* **Records with interface code**
···

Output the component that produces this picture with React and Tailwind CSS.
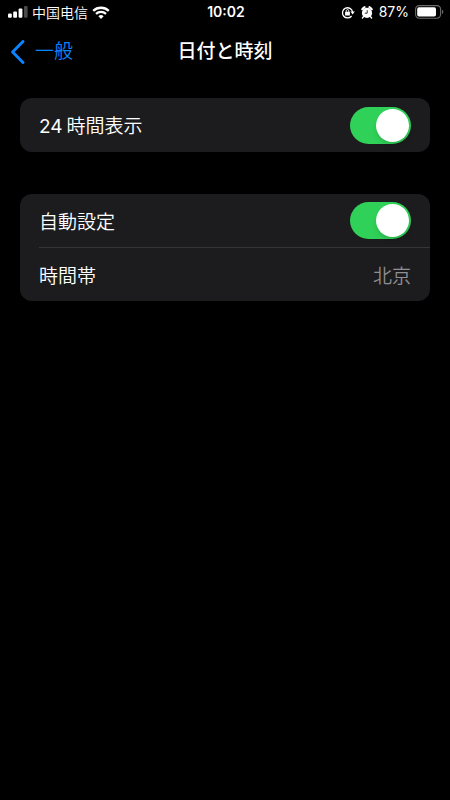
import React, { useState } from 'react';

const SignalIcon = () => (
  <svg width="20" height="12" viewBox="0 0 20 12" fill="#fff" aria-hidden="true">
    <rect x="0" y="7.6" width="3.8" height="4.2" rx="1" />
    <rect x="5.2" y="5.6" width="3.8" height="6.2" rx="1" />
    <rect x="10.6" y="2.4" width="3.8" height="9.4" rx="1" />
    <rect x="16" y="0" width="3.6" height="11.8" rx="1" fill="#4a4a4a" />
  </svg>
);

const WifiIcon = () => (
  <svg width="18" height="13" viewBox="0 0 18 13" fill="none" stroke="#fff" aria-hidden="true">
    <path d="M1.2 4.9a11.2 11.2 0 0 1 15.6 0" strokeWidth="2.3" />
    <path d="M4 7.9a7.2 7.2 0 0 1 10 0" strokeWidth="2.2" />
    <path d="M9 13 6.4 10.3a3.8 3.8 0 0 1 5.2 0Z" fill="#fff" stroke="none" />
  </svg>
);

const RotationLockIcon = () => (
  <svg width="14" height="13" viewBox="0 0 14 13" fill="none" aria-hidden="true">
    <path d="M10.6 10A5.1 5.1 0 1 1 11.6 6" stroke="#fff" strokeWidth="1.3" />
    <path d="M9.4 5.6h4.4l-2.2 2.9Z" fill="#fff" />
    <rect x="4.1" y="5.7" width="4.8" height="3.7" rx="0.5" fill="#fff" />
    <path d="M5.2 6V4.9a1.3 1.3 0 0 1 2.6 0V6" stroke="#fff" strokeWidth="0.9" />
  </svg>
);

const AlarmIcon = () => (
  <svg width="12" height="13" viewBox="0 0 12 13" fill="none" aria-hidden="true">
    <circle cx="6" cy="6.9" r="5.1" fill="#fff" />
    <path d="M1.1 3.3A9 9 0 0 1 3.6 1.1" stroke="#fff" strokeWidth="1.9" strokeLinecap="round" />
    <path d="M10.9 3.3A9 9 0 0 0 8.4 1.1" stroke="#fff" strokeWidth="1.9" strokeLinecap="round" />
    <path d="M2.5 10.6 1.4 12M9.5 10.6l1.1 1.4" stroke="#fff" strokeWidth="1.4" strokeLinecap="round" />
    <path d="M6.2 4.2v3H3.8" stroke="#000" strokeWidth="0.8" />
  </svg>
);

const BatteryIcon = () => (
  <svg width="29" height="14" viewBox="0 0 29 14" fill="none" aria-hidden="true">
    <rect x="0.6" y="0.6" width="25" height="12.6" rx="3.6" stroke="#6b6b6b" strokeWidth="1.1" />
    <rect x="2.2" y="2.2" width="18.8" height="9.4" rx="1.8" fill="#fff" />
    <path d="M27 4.8c1.7.5 1.7 3.7 0 4.2Z" fill="#6b6b6b" />
  </svg>
);

const Switch = ({ id, checked, onChange }) => (
  <span className="relative flex h-[37px] w-[61px] shrink-0">
    <input
      id={id}
      type="checkbox"
      role="switch"
      checked={checked}
      onChange={(e) => onChange(e.target.checked)}
      className="peer h-full w-full cursor-pointer appearance-none rounded-full bg-[#39393d] transition-colors checked:bg-[#30d158]"
    />
    <span className="pointer-events-none absolute left-0.5 top-0.5 size-[33px] rounded-full bg-white shadow-md transition-transform peer-checked:translate-x-6" />
  </span>
);

const App = () => {
  const [use24Hour, setUse24Hour] = useState(true);
  const [autoSet, setAutoSet] = useState(true);

  return (
    <div
      lang="ja"
      className="min-h-screen bg-black font-['Inter','Noto_Sans_CJK_JP',sans-serif] text-white"
    >
      {/* Status bar */}
      <div className="grid h-6 grid-cols-[1fr_auto_1fr] items-center pl-2 pr-1.5 text-sm leading-6">
        <div className="flex items-center gap-1">
          <SignalIcon />
          <span lang="zh-CN" className="font-['Noto_Sans_CJK_SC',sans-serif] font-[350]">
            中国电信
          </span>
          <WifiIcon />
        </div>
        <span className="font-semibold">10:02</span>
        <div className="flex items-center justify-end gap-1.5">
          <RotationLockIcon />
          <AlarmIcon />
          <span>87%</span>
          <BatteryIcon />
        </div>
      </div>

      {/* Navigation */}
      <header className="grid h-[54px] grid-cols-[1fr_auto_1fr] items-center px-2.5 pt-0.5">
        <a href="#general" className="flex items-center gap-2.5 text-[19px] font-[350] leading-6 text-[#0a84ff]">
          <svg width="15" height="24" viewBox="0 0 15 24" fill="none" aria-hidden="true">
            <path d="M13 1.5 2.6 12 13 22.5" stroke="currentColor" strokeWidth="2.9" strokeLinecap="round" strokeLinejoin="round" />
          </svg>
          一般
        </a>
        <h1 className="text-[19px] font-medium leading-6">日付と時刻</h1>
      </header>

      <main className="flex flex-col gap-[42px] px-5 pt-5 text-[19px] font-[350] leading-6">
        <section className="rounded-xl bg-[#1c1c1e]">
          <div className="flex h-[54px] items-center justify-between px-[19px]">
            <label htmlFor="hour24" className="flex gap-1 pt-1">
              <span className="font-normal">24</span>時間表示
            </label>
            <Switch id="hour24" checked={use24Hour} onChange={setUse24Hour} />
          </div>
        </section>

        <section className="rounded-xl bg-[#1c1c1e]">
          <div className="flex h-[53px] items-center justify-between px-[19px]">
            <label htmlFor="auto" className="pt-1">自動設定</label>
            <Switch id="auto" checked={autoSet} onChange={setAutoSet} />
          </div>
          <div className="ml-[19px] flex h-[54px] items-center justify-between border-t border-[#353538] pr-[19px]">
            <span className="pt-1">時間帯</span>
            <span className="pt-1 text-[#8e8e93]">北京</span>
          </div>
        </section>
      </main>
    </div>
  );
};

export default App;
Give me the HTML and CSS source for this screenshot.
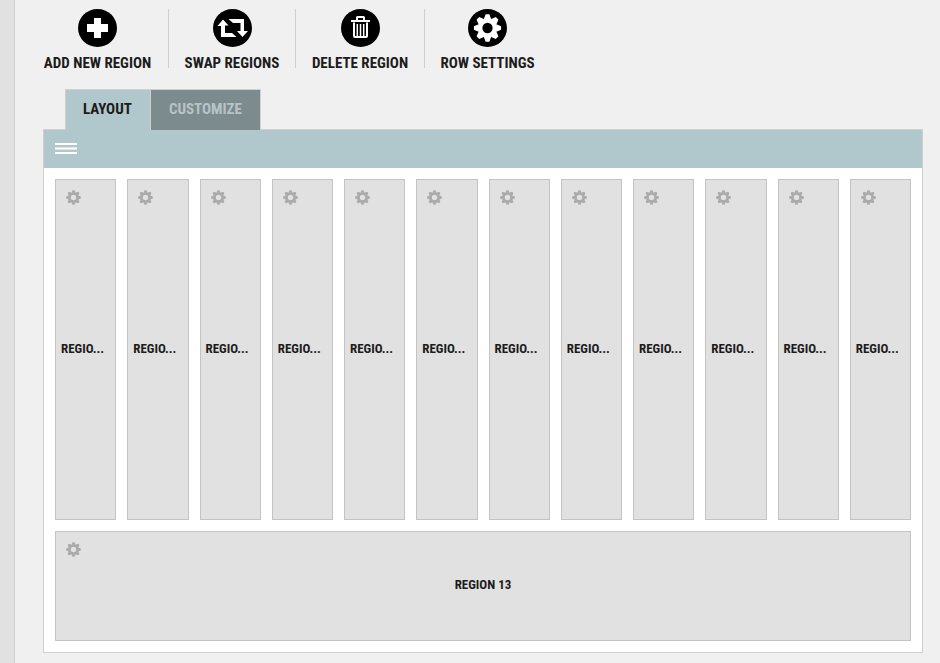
FILE: index.html
```
<!DOCTYPE html>
<html lang="en">
<head>
<meta charset="utf-8">
<title>Row layout editor</title>
<link rel="stylesheet" href="styles.css">
</head>
<body>
<svg class="sprite" aria-hidden="true">
  <symbol id="gear" viewBox="-15 -15 30 30">
    <circle r="8" fill="none" stroke="currentColor" stroke-width="5"/>
    <g fill="currentColor">
      <path id="tooth" d="M-4-9.5 -2-14.6H2L4-9.5z"/>
      <use href="#tooth" transform="rotate(45)"/>
      <use href="#tooth" transform="rotate(90)"/>
      <use href="#tooth" transform="rotate(135)"/>
      <use href="#tooth" transform="rotate(180)"/>
      <use href="#tooth" transform="rotate(225)"/>
      <use href="#tooth" transform="rotate(270)"/>
      <use href="#tooth" transform="rotate(315)"/>
    </g>
  </symbol>
</svg>
<div class="page">
  <aside class="rail"></aside>
  <main class="editor">
    <div class="toolbar">
      <button class="tool" type="button">
        <svg class="tool-icon" viewBox="0 0 39 38"><ellipse cx="19.5" cy="19" rx="19.5" ry="19"/><path fill="#fff" d="M16 9h7v6h7v8h-7v6h-7v-6H9v-8h7z"/></svg>
        <span>ADD NEW REGION</span>
      </button>
      <button class="tool" type="button">
        <svg class="tool-icon" viewBox="0 0 39 38"><ellipse cx="19.5" cy="19" rx="19.5" ry="19"/><path fill="#fff" d="M4.5 17 10 10.5 15.500 16.500H12V24H19L23.500 28H8V17zM15.500 10H31V22H35L29.500 28 24 22H27.500V14H20z"/></svg>
        <span>SWAP REGIONS</span>
      </button>
      <button class="tool" type="button">
        <svg class="tool-icon" viewBox="0 0 39 38"><ellipse cx="19.5" cy="19" rx="19.5" ry="19"/><path fill="#fff" d="M10 11h19v2H10zM15 11V8.500q0-1.500 1.500-1.500h6q1.500 0 1.500 1.500V11h-2V9h-5v2z"/><path fill="none" stroke="#fff" stroke-width="2" d="M13 13.500V27q0 1 1 1h11q1 0 1-1V13.500"/><path fill="none" stroke="#fff" stroke-width="1.500" d="M16.300 15v12M19.500 15v12M22.700 15v12"/></svg>
        <span>DELETE REGION</span>
      </button>
      <button class="tool" type="button">
        <svg class="tool-icon" viewBox="0 0 39 38"><ellipse cx="19.5" cy="19" rx="19.5" ry="19"/><use href="#gear" x="5.500" y="5" width="28" height="28" color="#fff"/></svg>
        <span>ROW SETTINGS</span>
      </button>
    </div>
    <div class="tabs" role="tablist">
      <button class="tab tab-active" type="button" role="tab" aria-selected="true">LAYOUT</button>
      <button class="tab" type="button" role="tab" aria-selected="false">CUSTOMIZE</button>
    </div>
    <section class="panel">
      <header class="panel-head">
        <button class="drag" type="button" aria-label="Move row"><svg viewBox="0 0 22 11"><path fill="#fff" d="M0 0h22v2H0zM0 5h22v1H0zM0 9h22v2H0z"/><path fill="#dbe6e8" d="M0 4h22v1H0zM0 6h22v1H0z"/></svg></button>
      </header>
      <div class="regions">
        <article class="region"><button class="gear" type="button" aria-label="Region settings"><svg><use href="#gear"/></svg></button><span class="name">REGIO...</span></article>
        <article class="region"><button class="gear" type="button" aria-label="Region settings"><svg><use href="#gear"/></svg></button><span class="name">REGIO...</span></article>
        <article class="region"><button class="gear" type="button" aria-label="Region settings"><svg><use href="#gear"/></svg></button><span class="name">REGIO...</span></article>
        <article class="region"><button class="gear" type="button" aria-label="Region settings"><svg><use href="#gear"/></svg></button><span class="name">REGIO...</span></article>
        <article class="region"><button class="gear" type="button" aria-label="Region settings"><svg><use href="#gear"/></svg></button><span class="name">REGIO...</span></article>
        <article class="region"><button class="gear" type="button" aria-label="Region settings"><svg><use href="#gear"/></svg></button><span class="name">REGIO...</span></article>
        <article class="region"><button class="gear" type="button" aria-label="Region settings"><svg><use href="#gear"/></svg></button><span class="name">REGIO...</span></article>
        <article class="region"><button class="gear" type="button" aria-label="Region settings"><svg><use href="#gear"/></svg></button><span class="name">REGIO...</span></article>
        <article class="region"><button class="gear" type="button" aria-label="Region settings"><svg><use href="#gear"/></svg></button><span class="name">REGIO...</span></article>
        <article class="region"><button class="gear" type="button" aria-label="Region settings"><svg><use href="#gear"/></svg></button><span class="name">REGIO...</span></article>
        <article class="region"><button class="gear" type="button" aria-label="Region settings"><svg><use href="#gear"/></svg></button><span class="name">REGIO...</span></article>
        <article class="region"><button class="gear" type="button" aria-label="Region settings"><svg><use href="#gear"/></svg></button><span class="name">REGIO...</span></article>
        <article class="region region-wide"><button class="gear" type="button" aria-label="Region settings"><svg><use href="#gear"/></svg></button><span class="name">REGION 13</span></article>
      </div>
    </section>
  </main>
</div>
</body>
</html>
```
FILE: styles.css
```
* {
  box-sizing: border-box;
}

body {
  margin: 0;
  background: #f0f0f0;
  color: #1c1c1c;
  font-family: "Roboto Condensed", "Liberation Sans Narrow", Roboto, sans-serif;
  font-size: 15px;
  font-weight: 700;
}

button {
  margin: 0;
  padding: 0;
  border: 0;
  background: none;
  color: inherit;
  font: inherit;
}

svg {
  display: block;
}

.sprite {
  position: absolute;
  width: 0;
  height: 0;
}

.page {
  display: flex;
  min-height: 100vh;
}

.rail {
  flex: 0 0 15px;
  background: #e1e1e1;
  border-right: 1px solid #cfcfcf;
}

.editor {
  flex: 1;
  min-width: 0;
  padding: 9px 17px 10px 28px;
}

.toolbar {
  display: grid;
  grid-template-columns: 125px 127px 129px 126px;
}

.tool {
  display: flex;
  flex-direction: column;
  align-items: center;
  gap: 6px;
  height: 59px;
  padding: 0 16px;
  border-left: 1px solid #cfcfcf;
  line-height: 20px;
  white-space: nowrap;
}

.tool:first-child {
  padding-left: 0;
  border-left: 0;
}

.tool-icon {
  flex: none;
  width: 39px;
  height: 38px;
}

.tabs {
  position: relative;
  display: flex;
  margin: 21px 0 -1px 22px;
}

.tab {
  height: 41px;
  padding: 0 18px 2px;
  border: 1px solid #cfcfcf;
  border-width: 1px 1px 0 0;
  background: #7c8b8e;
  color: #b9c3c6;
}

.tab-active {
  padding-left: 17px;
  border-left-width: 1px;
  background: #b0c7cc;
  color: #1c1c1c;
}

.panel {
  border: 1px solid #cfcfcf;
  background: #fff;
}

.panel-head {
  display: flex;
  align-items: center;
  height: 38px;
  padding: 0 11px 1px;
  background: #b0c7cc;
}

.drag,
.drag svg {
  width: 22px;
  height: 11px;
}

.regions {
  display: grid;
  grid-template-columns: repeat(12, minmax(0, 1fr));
  grid-template-rows: 341px 110px;
  gap: 11px;
  padding: 11px;
}

.region {
  position: relative;
  display: flex;
  align-items: center;
  padding: 0 5px 2px;
  border: 1px solid #c3c3c3;
  background: #e1e1e1;
}

.region-wide {
  grid-column: 1 / -1;
  justify-content: center;
}

.gear {
  position: absolute;
  top: 10px;
  left: 10px;
  color: #a9a9a9;
}

.gear svg {
  width: 15px;
  height: 15px;
}

.name {
  font-size: 13px;
  line-height: 16px;
  white-space: nowrap;
}
```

···

* **Aim of the exercise**
Extract all lines of the records above that include "this".

* **Correct answer**
Output the component that produces this picture with React and Tailwind CSS.
Give me the HTML and CSS source for this screenshot.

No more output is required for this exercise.